Technically we could build and seal the message without sending it in this case, then record the hash, then send the transfer synchronously, then send the message synchronously. I spent some time going down that road and it requires some non-trivial refactoring of the message sending logic, so I tabled it for the moment.

This means that the current behavior of waitConfirm=true guarantees the token transfer has occurred, but does not totally guarantee the message data has been received (although it should have been in most cases).

My understanding of where we were aiming with this feature, was that the transaction object would be the thing we would generate an event on, and as such the sync/async code would need to have a path where the thing in-flight wasn't a message, but instead a higher-level transaction.

... going to look through the rest of the changes to see if we've learned more that means this approach didn't work out, or if we're still on that path.

There is a transaction in flight, but it's possible I'm resolving that prematurely. We discussed holding the message confirmation until the transfer completes, which is what I tackled in the event aggregation - but I think I am still missing a few pieces of the puzzle here.

Just to close the loop on the comments here, per the summary #245 (comment) when we're done with this, we will block until the message confirms.
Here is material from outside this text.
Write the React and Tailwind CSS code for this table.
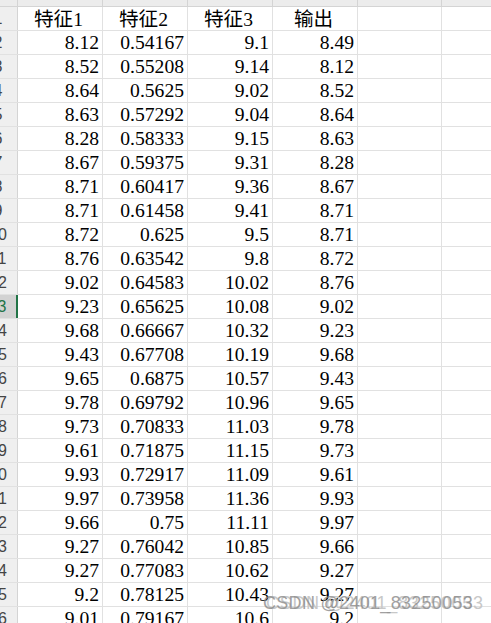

However, that's not a blocker on merging this PR as we've done the architectural work to know where we're up to

awrichar · 2021-10-12T22:06:36Z

internal/events/aggregator.go

+		if err != nil {
+			return false, err
+		} else if len(transfers) == 0 {
+			return false, fmt.Errorf("transfer for message '%s' not available", msg.Hash)


It felt like maybe I should be able to return false, nil here - but that didn't seem to trigger retries. Perhaps there's an alternate path that I'm supposed to trigger explicitly if the transfer comes in after the message? @peterbroadhurst maybe you can offer some insight?
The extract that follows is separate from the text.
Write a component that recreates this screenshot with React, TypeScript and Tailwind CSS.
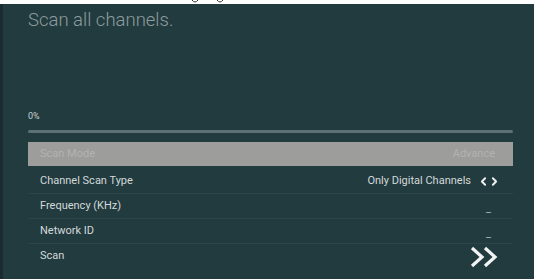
import { ChevronLeft, ChevronRight } from 'lucide-react'

const rows = [
  { label: 'Channel Scan Type', value: 'digital' },
  { label: 'Frequency (KHz)', value: 'dash' },
  { label: 'Network ID', value: 'dash' },
  { label: 'Scan', value: 'go' },
]

function DoubleChevron() {
  return (
    <svg width="32" height="22" viewBox="0 0 32 22" fill="none">
      <path d="M3 2 L13 11 L3 20" stroke="#f2f4f4" strokeWidth="3.2" strokeLinejoin="miter" />
      <path d="M16 2 L26 11 L16 20" stroke="#f2f4f4" strokeWidth="3.2" strokeLinejoin="miter" />
    </svg>
  )
}

export default function App() {
  return (
    <div
      className="flex h-[279px] w-[534px] flex-col overflow-hidden bg-white"
      style={{ fontFamily: 'Roboto, "Liberation Sans", sans-serif' }}
    >
      <div className="relative h-[4px] shrink-0 bg-white">
        <svg className="absolute left-[190px] top-0" width="40" height="4" viewBox="0 0 40 4">
          <path d="M2 0 Q5 4 8 0" stroke="#333" strokeWidth="1" fill="none" />
          <path d="M27 0 Q30 4 33 0" stroke="#333" strokeWidth="1" fill="none" />
        </svg>
      </div>
      <div className="flex flex-1 bg-[#1c3236]">
        <div className="w-[3px] shrink-0 bg-[#1a2c30]" />
        <div className="flex flex-1 flex-col bg-[#223b3f] pl-[25px] pr-[21px]">
          <div className="mt-[4px] text-[18.5px] font-light leading-[24px] text-[#8d9c9e]">
            Scan all channels.
          </div>
          <div className="mt-[78px] text-[9px] leading-[12px] text-[#c9d0d1]">0%</div>
          <div className="mt-[8px] h-[3px] rounded-full bg-[#5d7174]" />
          <div className="mt-[9px] mb-[3px] flex h-[24px] items-center justify-between bg-[#9d9d9c] pl-[12px] pr-[18px] text-[11px] text-[#b3b3b2]">
            <span>Scan Mode</span>
            <span>Advance</span>
          </div>
          {rows.map((row, i) => (
            <div
              key={row.label}
              className={`flex h-[25px] items-center justify-between pl-[12px] text-[11px] text-[#d3d9da] ${
                i < rows.length - 1 ? 'border-b border-[#2c4549]' : ''
              }`}
            >
              <span>{row.label}</span>
              {row.value === 'digital' && (
                <span className="flex items-center pr-[12px]">
                  <span className="mr-[6px]">Only Digital Channels</span>
                  <ChevronLeft size={13} strokeWidth={3.5} className="text-[#f0f2f2]" />
                  <ChevronRight size={13} strokeWidth={3.5} className="-ml-[2px] text-[#f0f2f2]" />
                </span>
              )}
              {row.value === 'dash' && (
                <span className="pr-[22px] pt-[6px] text-[#aab4b5]">_</span>
              )}
              {row.value === 'go' && (
                <span className="pr-[12px]">
                  <DoubleChevron />
                </span>
              )}
            </div>
          ))}
        </div>
      </div>
    </div>
  )
}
On the other hand, if returning an error is the correct/optimal route here, I guess maybe I should add it to i18n - this was essentially just a placeholder.

Going to spend some time looking at the private message correlation case. This certainly doesn't seem like an Errorf condition to me - it's simply that things arrived in the other of two potential orders, which given the use of two independent blockchains we need to be able to process in either order with deterministic outcome.

We do also need rules on which order we dispatch the events in. Is it the order of the messages, or the order of the transfers. That needs to be deterministic. Given transfers could be happening for lots of different reasons, I believe it's impossible for it to be the order of the transfers, so that means we have to block further messages on a given topic until a transfer has been completed associated with an earlier message.

Or we need to have some other rule that allows applications to function, without needing to have their own stateful message aggregation capability.

Here's where we deal with a blockchain transaction arriving before the message, within the correlation of a private pinned message (note the logging is Debug level - which I think is appropriate):

firefly/internal/events/aggregator.go

Line 177 in 06dedc5

l.Debugf("Batch %s not available - pin %s is parked", pin.Batch, pin.Hash)

Maybe we can discuss it, but my current opinion as I review things here is that:
The blockchain event for a transfer that contains a message reference, needs to be added to the pins table, and be processed by the aggregator sequentially with other pins.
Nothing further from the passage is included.